Second, a number of people asked about prominent personalities who espoused the philosophy. I went straight to Murray Rothbard, who was unfamiliar to most people. For a familiar personality I went to Mahatma Gandhi with the sole caveat being that he rejected self-defense.
Finally, a select few, two to be exact, recognized the anarchist implications of what I was saying, and once they dropped the “A word” I was free to discuss the relative merits of using the label on my own terms. They both enthusiastically promised to Google the term and look into it more closely.
Over all I’d say it was a tremendous success for Voluntaryist/market anarchist outreach.

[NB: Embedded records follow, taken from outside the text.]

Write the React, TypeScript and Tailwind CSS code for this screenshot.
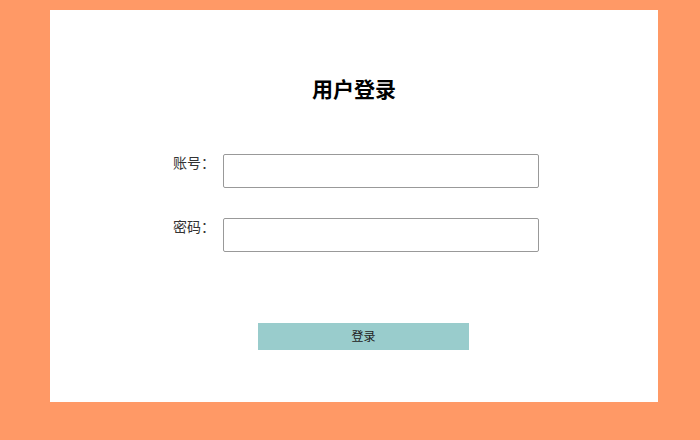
export default function App() {
  return (
    <div
      className="h-[440px] w-[700px] bg-[#ff9966] pt-[10px] pl-[50px] pr-[42px] pb-[38px]"
      style={{ fontFamily: '"Liberation Sans", "Noto Sans CJK SC", sans-serif' }}
    >
      <div className="flex h-full flex-col bg-white pt-[66px]">
        {/* Title */}
        <h2 className="text-center text-[21px] font-bold leading-[28px] text-black">用户登录</h2>

        {/* Form */}
        <div className="mt-[50px] ml-[123px] flex flex-col gap-[30px]">
          <div className="flex items-start">
            <label className="mt-[1px] w-[42px] text-[14px] leading-[16px] text-[#333]">账号：</label>
            <input
              type="text"
              className="ml-[8px] h-[34px] w-[316px] rounded-[2px] border border-[#999] bg-white px-2 outline-none"
            />
          </div>
          <div className="flex items-start">
            <label className="mt-[1px] w-[42px] text-[14px] leading-[16px] text-[#333]">密码：</label>
            <input
              type="password"
              className="ml-[8px] h-[34px] w-[316px] rounded-[2px] border border-[#999] bg-white px-2 outline-none"
            />
          </div>
        </div>

        {/* Submit */}
        <button className="mt-[71px] ml-[208px] h-[27px] w-[211px] bg-[#99cccc] text-[12px] text-[#222]">
          登录
        </button>
      </div>
    </div>
  );
}
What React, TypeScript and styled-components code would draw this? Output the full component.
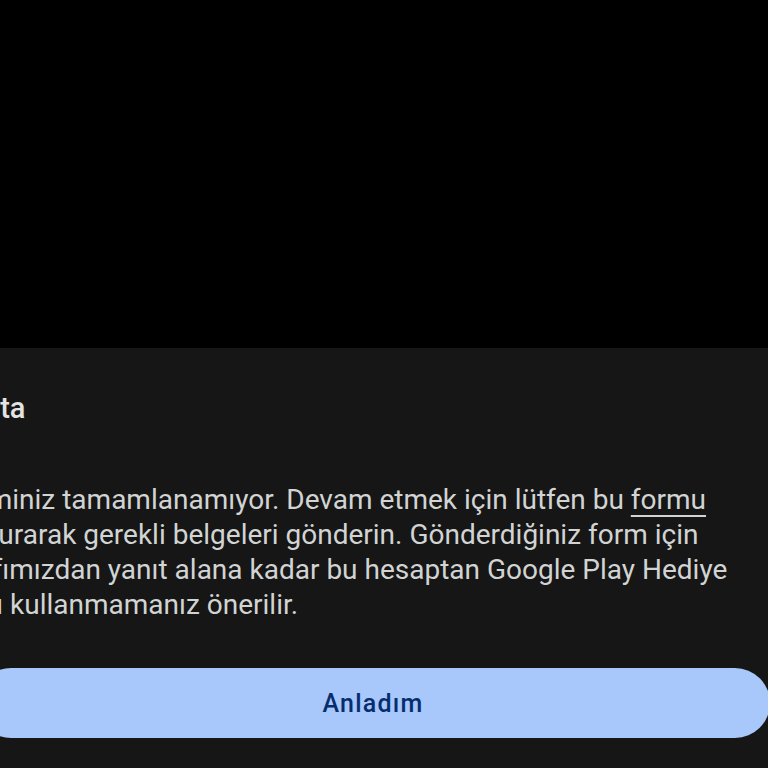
import React from "react";
import styled, { createGlobalStyle } from "styled-components";

const Global = createGlobalStyle`
  html, body {
    margin: 0;
    padding: 0;
    background: #000;
  }
  * {
    box-sizing: border-box;
  }
`;

const Screen = styled.div`
  display: flex;
  flex-direction: column;
  width: 768px;
  height: 768px;
  overflow: hidden;
  background: #000;
`;

const Backdrop = styled.div`
  flex: 0 0 348px;
  background: #000;
`;

const Sheet = styled.div`
  flex: 1;
  background: #161616;
  overflow: hidden;
`;

// the dialog is wider than the screen; it is cut on the left
const Dialog = styled.div`
  display: flex;
  flex-direction: column;
  width: 830px;
  margin-left: -56px;
  padding-top: 42px;
  font-family: Roboto, "Noto Sans", sans-serif;
`;

const Title = styled.h2`
  margin: 0;
  padding-left: 20px;
  font-size: 29px;
  font-weight: 500;
  line-height: 36px;
  color: #e3e3e3;
`;

const Body = styled.p`
  margin: 56px 0 0 0;
  font-size: 28px;
  line-height: 35px;
  color: #d2d4d3;
  white-space: nowrap;
`;

const Link = styled.span`
  text-decoration: underline;
  text-underline-offset: 6px;
  text-decoration-thickness: 2px;
`;

const Actions = styled.div`
  display: flex;
  margin-top: 46px;
  padding-left: 32px;
`;

const Button = styled.button`
  flex: 0 0 794px;
  height: 70px;
  border: none;
  border-radius: 35px;
  background: #a8c7fa;
  color: #062e6f;
  font-family: Roboto, "Noto Sans", sans-serif;
  font-size: 25px;
  font-weight: 500;
  letter-spacing: 1.2px;
`;

export default function App() {
  return (
    <Screen>
      <Global />
      <Backdrop />
      <Sheet>
        <Dialog>
          <Title>Hata</Title>
          <Body>
            İşleminiz tamamlanamıyor. Devam etmek için lütfen bu <Link>formu</Link>
            <br />
            doldurarak gerekli belgeleri gönderin. Gönderdiğiniz form için
            <br />
            tarafımızdan yanıt alana kadar bu hesaptan Google Play Hediye
            <br />
            Kartı kullanmamanız önerilir.
          </Body>
          <Actions>
            <Button>Anladım</Button>
          </Actions>
        </Dialog>
      </Sheet>
    </Screen>
  );
}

Admittedly, this is a soft sell, but it was the most positive response I’ve ever gotten to talking about it with strangers. My one regret is that my elevator speech tragically lacked any statement of economic theory, and although I believe that free market principles can be derived completely from the zero aggression principle itself, I think it’s too important an element of the philosophy not to showcase. In the future I think I may call it the Agorist flag instead of the Voluntaryist flag, that way defining “agora” opens the door to discussing economics.